In one conference, the women held back their tithe, placing the conference in a financial bind.  They told the conference that if they would ordain women, they would turn in their tithe, which amounted to serveral million dollars. 

Those who are pushing for WOPE have misrepresented the role of women in the time of Christ, both in Judea as well as in the Greco-Roman world.  Instead of being as down trodden as they claim, in the Greco-Roman world, a woman could own a male slave and if in business, she did not have to pay all of the taxes a man would have to pay.  Phoebe and Lydia are two such examples. 

When it comes to the Bible, they twist everything they can to support their positions.  Texts out of context, refusing to accept texts just as they read, ignoring all passages that refute the ordination of women or spell out how God deals with such actions.  Would you want a preacher who practices these things?  Yet that is the product of the WOPE movement.

Just as we have seen here.  Texts are demanded for support.  However, when they arep produced, there is a thundering silence or some inane comment about it just being the other person's opinion.  When asked for text to support their opinions, again, there is a thundering silence. 

Are these the tactics that we want to see in our ministry?  Do we want ministers who are more interested in displaying their femine charms then in presenting truth?  Bending over to display their breasts.  Wearing skirts that leave little to the imagination (this I have personall observed) and swaying in very suggestive ways. 

Yes, some men have tried this, but they were fired.  How come women who do this are not also fired?  A very dual standard.  One prominent woman pastor was always in the company of a man she was not married to, and I have spoken with that woman.  How long would a man last in the ministry acting like that?  Or how long would a homosexual man, living with his lover, be allowed to be in the Adventist ministry?  Yet, women have been ordained when they in fact were living with their lesbian lover.  The father and mother of one of these girls told me this themselves.
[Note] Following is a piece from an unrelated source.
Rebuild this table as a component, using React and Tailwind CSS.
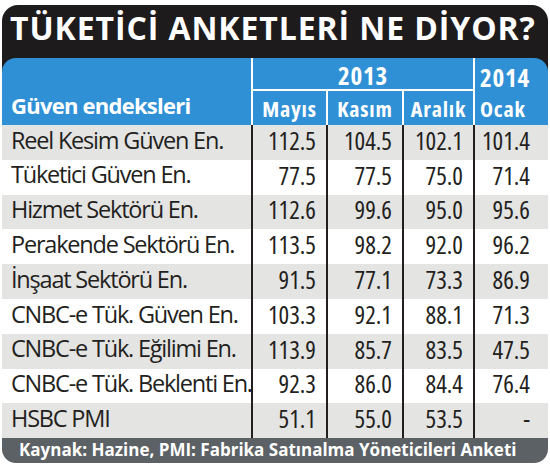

Not to mentioned some of the very inventative theology they have presented.  Certainly nothing that they got from the Bible, and they admit the same, in a few cases.

This is only a sample of many of the things that I have either witnessed myself or others who had first hand knowledge of them have related to me.  Yet, some claim that ordained women have been called by God.  I hardly believe that; with as few ordained women as there are, with this percentage of those who fit the things such as I have related, that God is in this movement in any way.  By their fruits you will know them.


Maranatha :)



YOU take issue with it...and that's your right, but be clear:  That is NOT the position of the Seventh-day Adventist Church as voted in GC sessions.

aye madam Sarah.  my rights are ceded upward every day at best; such that the direction has to come from there and all i do is follow.  i only make a choice -- to follow or not to follow...that which I have come to know as the Lord leads.  GC is as good as it allows God to lead.  Less than that, we have a huge problem.  That is why I back President Ted Wilson's call on NAD and on worship styles.




Saints of God,

Please for our sakes calm down, lol! Disagree to agree and agree to disagree in love honouring one another. Every opinion is valid and should be respected in love and kindness as each individual is unique and different. Can you imagine if all of us were the same way, life would be so boring and tasteless, see how awesome God is? Cool, huh!

Now that we have paused a bit to breathe- Thoughts to ponder:

Isn't God the head of the church and will He not finish His work at the time set?! Is my relationship with God and my fellowmen made better due to my participation in this ongoing discussion? Should Jesus come right now am I ready and prepared to meet Him?


Thank God we have a voice and a place where it can be heard...Please then gently people, let us make our points and state our opinions in a more friendly tone, remembering always to respect the other persons views!

God bless you all richly!

Saints of God,

Please for our sakes calm down, lol! Disagree to agree and agree to disagree in love honouring one another. Every opinion is valid and should be respected in love and kindness as each individual is unique and different. Can you imagine if all of us were the same way, life would be so boring and tasteless, see how awesome God is? Cool, huh!

Isn't God the head of the church and will He not finish His work at the time set?! Is my relationship with God and my fellowmen made better due to my participation in this ongoing discussion? Should Jesus come right now am I ready and prepared to meet Him?